I have read and heard many stories in newspapers and the airwaves over the years, but few were funnier than a late 1980s BBC story about a bank robber who was caught just outside the bank. He had the bag of money with him, and was identified by the bank staff. It looked like an open and shut case but he still appealed his conviction. His grouse was the female bank clerk who said she identified him. He shouted at the judge, “How could she identify me? I was wearing a mask when I did the job!”

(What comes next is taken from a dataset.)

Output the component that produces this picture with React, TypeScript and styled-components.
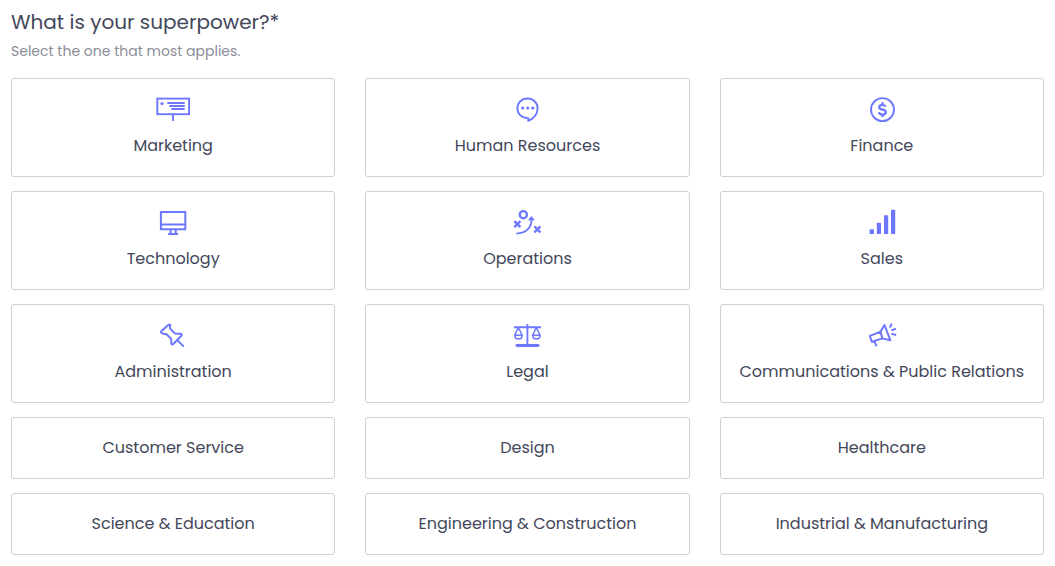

In 1999 when US President Bill Clinton led NATO forces to oust Serbians troops that were committing atrocities in Kosovo, BBC World Service had a live radio interview with the British Defence Secretary, who tried to justify the NATO operation. A skeptical listener however phoned from Serbia and asked why NATO did not intervene to stop the 1994 Rwandan genocide but was now intervening in Kosovo. I thought the minister was cornered, but he memorably said, “The fact that you cannot help everybody does not mean you should not help somebody.”

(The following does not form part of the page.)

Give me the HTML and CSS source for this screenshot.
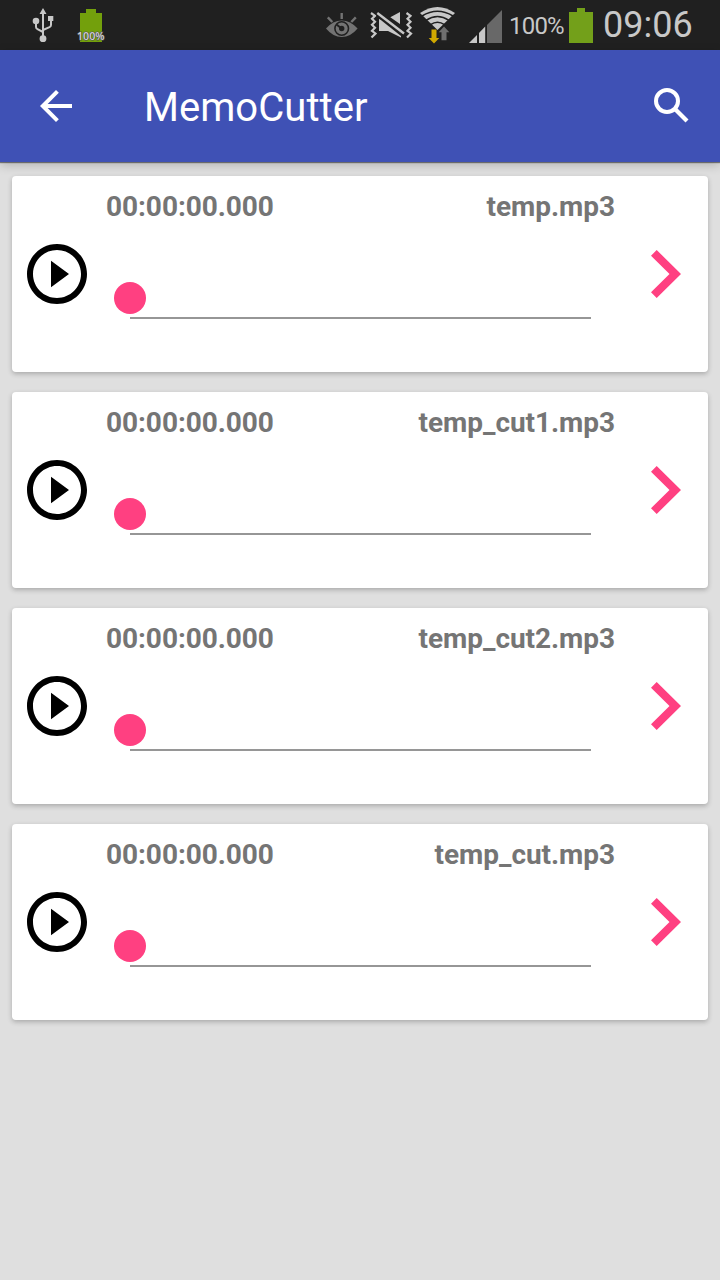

There was a quote from WEST AFRICA magazine in, I think, 1984 that I have been mulling over ever since. The then President of Cote D’Ivoire, grand old man Felix Houphouet-Boigny, was speaking in Parliament and warning against unrest to protest cost of living increases. When an MP said people were going to protest because there was injustice, Boigny said, “No one has ever died from injustice. But a lot of people die from disorder.”
A most memorable cleansing was from 1983. The British Roman Catholic priest Monsignor Bruce Kent was at the head of the very vibrant organization called Campaign For Nuclear Disarmament [CND], which mounted a civil disobedience campaign to stop the deployment of American short-range nukes in Britain. Some people sent a petition to Pope John Paul II and said Kent was engaging in politics, which Catholic priests are not allowed to do. But Pope John Paul declared, “Campaigning against nuclear weapons is not politics. It is a moral issue.”

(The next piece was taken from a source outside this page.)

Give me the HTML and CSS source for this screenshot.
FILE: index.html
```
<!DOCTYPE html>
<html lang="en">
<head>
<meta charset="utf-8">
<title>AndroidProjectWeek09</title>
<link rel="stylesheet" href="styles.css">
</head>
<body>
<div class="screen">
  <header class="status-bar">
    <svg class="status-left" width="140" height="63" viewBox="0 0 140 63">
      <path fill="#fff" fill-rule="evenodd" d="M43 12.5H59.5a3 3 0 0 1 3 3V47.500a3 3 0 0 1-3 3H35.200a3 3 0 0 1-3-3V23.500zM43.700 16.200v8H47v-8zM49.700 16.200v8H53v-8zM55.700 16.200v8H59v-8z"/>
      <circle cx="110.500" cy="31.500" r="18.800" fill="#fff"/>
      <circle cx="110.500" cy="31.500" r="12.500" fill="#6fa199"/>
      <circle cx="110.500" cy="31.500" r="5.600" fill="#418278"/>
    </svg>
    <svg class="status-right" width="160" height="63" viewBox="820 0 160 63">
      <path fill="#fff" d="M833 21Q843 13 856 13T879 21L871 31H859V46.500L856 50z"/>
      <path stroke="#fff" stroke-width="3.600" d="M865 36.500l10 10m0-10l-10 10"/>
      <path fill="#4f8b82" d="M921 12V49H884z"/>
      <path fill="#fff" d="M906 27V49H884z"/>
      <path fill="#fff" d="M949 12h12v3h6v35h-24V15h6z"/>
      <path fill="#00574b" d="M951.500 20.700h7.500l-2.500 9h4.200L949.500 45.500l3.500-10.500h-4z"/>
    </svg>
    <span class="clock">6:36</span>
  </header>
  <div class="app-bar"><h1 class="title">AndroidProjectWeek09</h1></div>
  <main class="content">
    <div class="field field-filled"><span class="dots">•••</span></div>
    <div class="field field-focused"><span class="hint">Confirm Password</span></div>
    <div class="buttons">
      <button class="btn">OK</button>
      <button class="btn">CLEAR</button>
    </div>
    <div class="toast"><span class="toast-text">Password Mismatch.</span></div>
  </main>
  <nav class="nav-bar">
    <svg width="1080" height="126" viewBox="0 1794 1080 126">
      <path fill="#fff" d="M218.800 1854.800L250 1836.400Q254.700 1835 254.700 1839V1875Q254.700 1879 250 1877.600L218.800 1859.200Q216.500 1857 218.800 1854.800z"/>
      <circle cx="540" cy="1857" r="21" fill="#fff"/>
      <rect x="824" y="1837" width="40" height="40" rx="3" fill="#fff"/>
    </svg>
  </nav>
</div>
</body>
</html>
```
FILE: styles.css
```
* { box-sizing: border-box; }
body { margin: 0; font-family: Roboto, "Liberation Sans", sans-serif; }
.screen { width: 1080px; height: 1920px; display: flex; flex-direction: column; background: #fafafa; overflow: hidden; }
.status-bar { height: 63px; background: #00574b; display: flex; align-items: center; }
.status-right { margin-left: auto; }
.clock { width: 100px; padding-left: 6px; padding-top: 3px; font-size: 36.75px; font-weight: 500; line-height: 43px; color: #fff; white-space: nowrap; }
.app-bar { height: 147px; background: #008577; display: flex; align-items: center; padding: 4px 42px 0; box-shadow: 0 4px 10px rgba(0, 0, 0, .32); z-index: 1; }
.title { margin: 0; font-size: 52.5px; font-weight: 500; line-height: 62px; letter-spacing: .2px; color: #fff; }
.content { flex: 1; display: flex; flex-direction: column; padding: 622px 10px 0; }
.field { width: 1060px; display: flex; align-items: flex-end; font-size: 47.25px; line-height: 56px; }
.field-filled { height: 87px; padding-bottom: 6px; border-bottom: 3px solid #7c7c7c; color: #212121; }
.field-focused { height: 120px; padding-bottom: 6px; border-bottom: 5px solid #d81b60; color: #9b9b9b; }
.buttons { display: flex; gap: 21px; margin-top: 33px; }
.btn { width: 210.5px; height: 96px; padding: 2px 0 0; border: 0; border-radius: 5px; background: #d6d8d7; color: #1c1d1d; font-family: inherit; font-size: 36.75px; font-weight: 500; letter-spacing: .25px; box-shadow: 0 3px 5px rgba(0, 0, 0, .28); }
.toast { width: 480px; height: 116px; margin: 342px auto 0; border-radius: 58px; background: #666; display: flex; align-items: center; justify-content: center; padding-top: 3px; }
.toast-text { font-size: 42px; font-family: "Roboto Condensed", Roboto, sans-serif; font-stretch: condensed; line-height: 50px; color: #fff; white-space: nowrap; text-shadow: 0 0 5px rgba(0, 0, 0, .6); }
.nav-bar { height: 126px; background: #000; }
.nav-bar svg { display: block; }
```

A most shocking public campaign of civil disobedience occurred in June 1963. To protest what they saw as President Ngo Dinh Diem’s discriminatory policies against South Vietnam’s Buddhist majority by the minority Roman Catholic rulers, Buddhist monk Thich Quang-Duc marched to Saigon city square, accompanied by 300 singing and praying monks. He sat down, collected a gallon of kerosene, drenched himself in it, then set himself ablaze. He did not move an inch while the flames consumed him, while his mates continued to sing and pray.
Talk about capital punishment for open defecation. I thought about the American writer David Bergamini, who said in his 1950s book that the Japanese are the most awkward of English speakers. During World War Two, his family was held in a Japanese camp in the Philippines, and he recalled a notice they pasted at the gate, about prisoners and natives defaecating in the surrounding bush. It said, “Some Igorot people who are living around Baggio are spoiling the place… This is not good behaviour anyway. If the Imperial Japanese Army catches those who intend to do so, it shall shoot them by guns.”
Some people who read these old stories today might say that this columnist has a large memory of old stories. Which reminds me of former Japanese Army Major General Tanaka Takayoshi, a star prosecution witness at the Allies’ International War Crimes Tribunal for the Far East, which tried Japanese war criminals in 1945-48. Tanaka had a huge head, so Western reporters at the tribunals nicknamed him “Monster Tanaka.” He remembered in great detail meetings that took place years before, who was present and who said what. Don’t call me Monster Mahmud. My head is of normal size.